Date: Sat, 12 Nov 2005 11:21:50 -0800	[thread overview]
Message-ID: <437640CE.20904@comarre.com> (raw)
In-Reply-To: <20051112182350.GA1138@lnx2.w8mch.ampr.org>

Hal MacArgle wrote:
> On 11-11, Ray Olszewski wrote:
[...]
>>Let me ask a basic question: Do you have DSL service to the phone line 
>>you are trying to use for testing? From the part of your message that 
>>reads "on my bench too far from the CO to connect", I surmise you do not.
> 
> 	Thanks much Ray for your reply: Yes, I am 7 miles from the CO
> and the "cutoff" point is 18,000 ft.. The "neighbour" is one block
> from the CO in town... Telco says we will "never" have *DSL...

I'm sorry, Hal, but your reply makes me think I was not clear enough. 
Even if a customer is next door to the CO, he or she still needs to get 
DSL service on a line before trying to connect. DSL is not like dial-up; 
it uses high frequencies (above the band used for voice), requires 
lowpass filters on the telephones that share the circuit, and requires 
some setup at the telco end. Being within 18K feet is a *necessary* 
condition for DSL service to work, but not a *sufficient* condition ... 
you still need to order DSL explicitly from your telco (or a third-party 
provider, in some cases).

>>Generally speaking, you cannot do DSL troublshooting on your workbench. 
>>You need to do it onsite, using the phone line the DSL modem is intended 
>>to connect to (or at least *some* phone line with DSL service).
>  
> 	The ideal situation, meaning I wouldn't have to bother anyone
> but I wouldn't "learn" anything either, eh? 

Depends. You won't learn much, if anything, about the physical layer 
that way. But if the problem is at the Ethernet layer or above (with 
encapsulations like pppoe the customary layer labels don't fit well, so 
I won't try to use them), you can readily troubleshoot it this way. So 
it sort of depends on what you want to learn, I guess.
[...]

>>From looking around the Web, I gather it is possible to connect two DSL 
>>modems together directly ... though I've never tried this myself. Even 
>>if that gave you a carrier signal, though, you'd then need something at 
>>the other end to act as a pppoe server, so you could test that part (not 
>>undoable; RP used to make a simple server available for testing router 
>>configurations, and they may still do so. It's probably less effort to 
>>troubleshoot onsite, though, as least for a one-time project.
> 
> 	We've done this many times with "old" dialup modems plus all
> kinds of schemes in Amateur Radio; all analogue.. This strictly
> digital stuff is intimidating to me.. Do you have a start URL for the
> above? Maybe I'm carrying this "learning" too far..

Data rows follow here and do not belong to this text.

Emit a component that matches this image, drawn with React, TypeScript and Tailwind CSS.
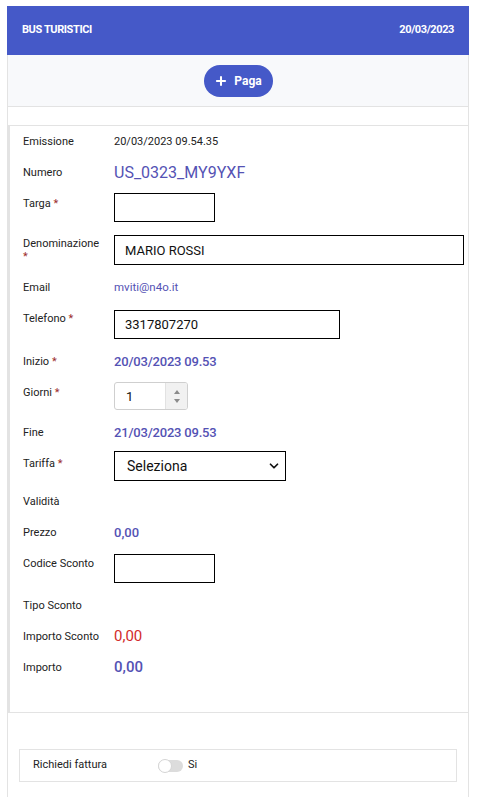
import { Plus, ChevronDown } from 'lucide-react';

function Star() {
  return <span className="text-[#9b2c2c]"> *</span>;
}

function Row({ label, children, twoLine = false }: { label: React.ReactNode; children: React.ReactNode; twoLine?: boolean }) {
  return (
    <div className="flex items-start py-[7px] text-[11px] leading-[17px]">
      <div className={twoLine ? 'w-[91px] shrink-0 text-[11px] leading-[13px] pt-[1px] text-[#222]' : 'w-[91px] shrink-0 text-[11px] leading-[17px] text-[#222]'}>
        {label}
      </div>
      <div className="flex-1 flex items-center min-h-[17px]">{children}</div>
    </div>
  );
}

function TextInput({ value = '', width, extra = '' }: { value?: string; width: string; extra?: string }) {
  return (
    <div className={`${width} ${extra} h-[29px] border border-black bg-white flex items-center pl-[10px] text-[13px] text-[#111]`}>
      {value}
    </div>
  );
}

export default function App() {
  const blue = 'text-[#5452b4]';
  return (
    <div className="h-[797px] overflow-hidden bg-white pt-[6px] pl-[7px]" style={{ fontFamily: 'Roboto, "Liberation Sans", sans-serif' }}>
      <div className="w-[462px] min-h-[791px] border-x border-[#e3e3e3]">
        {/* Header */}
        <div className="h-[49px] bg-[#4559c8] -mx-px flex items-center justify-between px-[15px] text-white text-[11px] font-bold tracking-[-0.4px]">
          <span>BUS TURISTICI</span>
          <span>20/03/2023</span>
        </div>

        {/* Toolbar */}
        <div className="h-[52px] bg-[#f8f9fb] border-b border-[#e3e3e3] flex items-center justify-center">
          <button className="h-[32px] w-[69px] rounded-full bg-[#4559c8] text-white flex items-center justify-center gap-[6px] text-[12px] font-bold">
            <Plus size={14} strokeWidth={3.5} />
            <span>Paga</span>
          </button>
        </div>

        <div className="h-[18px]" />

        {/* Form panel */}
        <div className="border-y border-[#e3e3e3] border-l-2 border-l-[#e3e3e3] pl-[13px] pr-[4px] pb-[29px]">
          <Row label="Emissione">
            <span className="text-[11px] text-[#222]">20/03/2023 09.54.35</span>
          </Row>
          <Row label="Numero">
            <span className={`text-[16px] ${blue}`}>US_0323_MY9YXF</span>
          </Row>
          <Row label={<>Targa<Star /></>}>
            <TextInput width="w-[101px]" extra="-mt-[2px]" />
          </Row>
          <Row label={<>Denominazione<br /><span className="text-[#9b2c2c]">*</span></>} twoLine>
            <TextInput value="MARIO ROSSI" width="w-[350px]" extra="-mt-[1px] h-[30px]" />
          </Row>
          <Row label="Email">
            <span className={`text-[11.5px] ${blue}`}>mviti@n4o.it</span>
          </Row>
          <Row label={<>Telefono<Star /></>}>
            <TextInput value="3317807270" width="w-[226px]" />
          </Row>
          <Row label={<>Inizio<Star /></>}>
            <span className={`text-[13px] font-medium tracking-[-0.2px] ${blue}`}>20/03/2023 09.53</span>
          </Row>
          <Row label={<>Giorni<Star /></>}>
            <div className="-mt-[2px] w-[74px] h-[28px] border border-[#cfcfcf] rounded-[3px] flex overflow-hidden bg-white">
              <div className="flex-1 flex items-center pl-[11px] text-[13px] text-[#111]">1</div>
              <div className="w-[22px] bg-[#f1f1f1] border-l border-[#e2e2e2] flex flex-col items-center justify-center gap-[5px]">
                <div className="w-0 h-0 border-x-[3.5px] border-x-transparent border-b-[4px] border-b-[#8a8a8a]" />
                <div className="w-0 h-0 border-x-[3.5px] border-x-transparent border-t-[4px] border-t-[#8a8a8a]" />
              </div>
            </div>
          </Row>
          <Row label="Fine">
            <span className={`text-[13px] font-medium tracking-[-0.2px] ${blue}`}>21/03/2023 09.53</span>
          </Row>
          <Row label={<>Tariffa<Star /></>}>
            <div className="w-[172px] h-[30px] border border-black bg-white flex items-center justify-between pl-[12px] pr-[4px] text-[14px] text-[#111] -mt-[4px] -mb-[2px]">
              <span>Seleziona</span>
              <ChevronDown size={14} strokeWidth={3} />
            </div>
          </Row>
          <Row label="Validità">
            <span />
          </Row>
          <Row label="Prezzo">
            <span className={`text-[13px] font-medium ${blue}`}>0,00</span>
          </Row>
          <Row label="Codice Sconto">
            <TextInput width="w-[101px]" extra="h-[28px] -mt-[1px]" />
          </Row>
          <Row label="Tipo Sconto">
            <span />
          </Row>
          <Row label="Importo Sconto">
            <span className="text-[15px] text-[#d22b2b]">0,00</span>
          </Row>
          <Row label="Importo">
            <span className={`text-[15px] font-medium ${blue}`}>0,00</span>
          </Row>
        </div>

        {/* Invoice */}
        <div className="pt-[36px] px-[11px]">
          <div className="h-[33px] border border-[#e3e3e3] flex items-center pl-[13px] text-[11px] text-[#222]">
            <span className="w-[125px]">Richiedi fattura</span>
            <div className="w-[25px] h-[12px] rounded-full bg-[#dcdcdc] relative">
              <div className="absolute left-0 top-[-1px] w-[14px] h-[14px] rounded-full bg-white border border-[#d5d5d5]" />
            </div>
            <span className="ml-[5px]">Si</span>
          </div>
        </div>
      </div>
    </div>
  );
}
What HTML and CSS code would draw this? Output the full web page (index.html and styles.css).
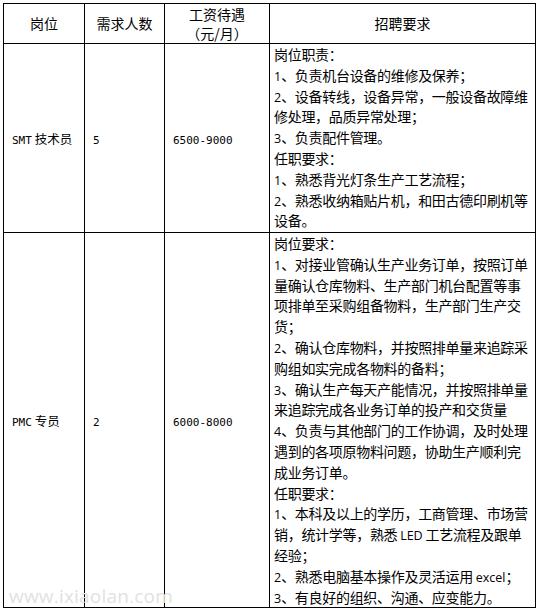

I just Googled something like "DSL loopback testing" and one of the 
early hits discussed this. I'm sorry but I did not save the reference.

>>If you post again on this, please include the make and model of the 
>>modem. Westell has a bunch of model numbers.
> 
> 	Its a Westell C90-36R516-01 and there is a lot of information
> on the Web about them.. I fetched a file: westall.setup.exe; and to
> try it I installed Win98SE in a box just to see what cooks..
> 
> 	With the modem on, running that program, the screen flashes
> something then a panel "Westell Modem Browser," with big red
> characters: "NO CARRIER DETECT - DSL NOT CONNECTED," which is to be
> expected...

Yup.

> 	With the modem off, running the same program, screen prints a
> panel "Find Modem:" with two windows; "Available TCP/IP Adapter
> Addresses: 169.254.53.147" --and-- "Computed Broadcast IP Addresses:
> 169.254.255.255".. Another window: Status: "Searching For Media At:
> 169.254.255.255".. Big red characters again: "NO COMMUNICATION WITH
> THE MODEM." Windoze intimidates me too... <grin>
> 
> 	The led's on the modem seem OK.. "Link" Green.. "Power"
> Green.. "Ready" Blinking Green and "Activity" 2 second yellow blinks
> when the program is sending something.. The docs say that the
> blinking Green led in Ready means not connected, which we know..
> 
> 	I understand most of this except the IP Address and can guess
> that that is the IP address of Westall for further diags??? I tried
> pinging that address, on another machine connect to the INet, and got
> "host unreachable." 

Finally, a question I can actually answer! No, the 169.254.53.147 
address is a private-space address, just one that you probably don't 
recognize. The address space 169.254.0.0/16 is a reserved block (like 
192.168.0.0/16, 10.0.0.0/8, and the 172.something/20 one I can never 
remember) for local use. In this case, it is used for self-assignment of 
IP addresses when there is neither an explicit address assigned nor a 
DHCP response.

All modern versions of Windows (even Win98 is modern enough) include 
this default. But usually Linux implementations don't provide it (though 
I think some recent DHCP clients offer it as an option). And it's not as 
silly as it might seem at first; it is a convenient way to link up 2 
laptops with a crossover cable, for example, and to support other ad hoc 
networks.

> 	Linuxwise, setting up pppoe OK, I could get the modem sending
> packets and waiting for an answer, according to DEBUG. So the modem
> seems to be working..
> 
> 	Bottom line is that I have to connect that modem to the
> proper Telco line, as you suggested in the first place..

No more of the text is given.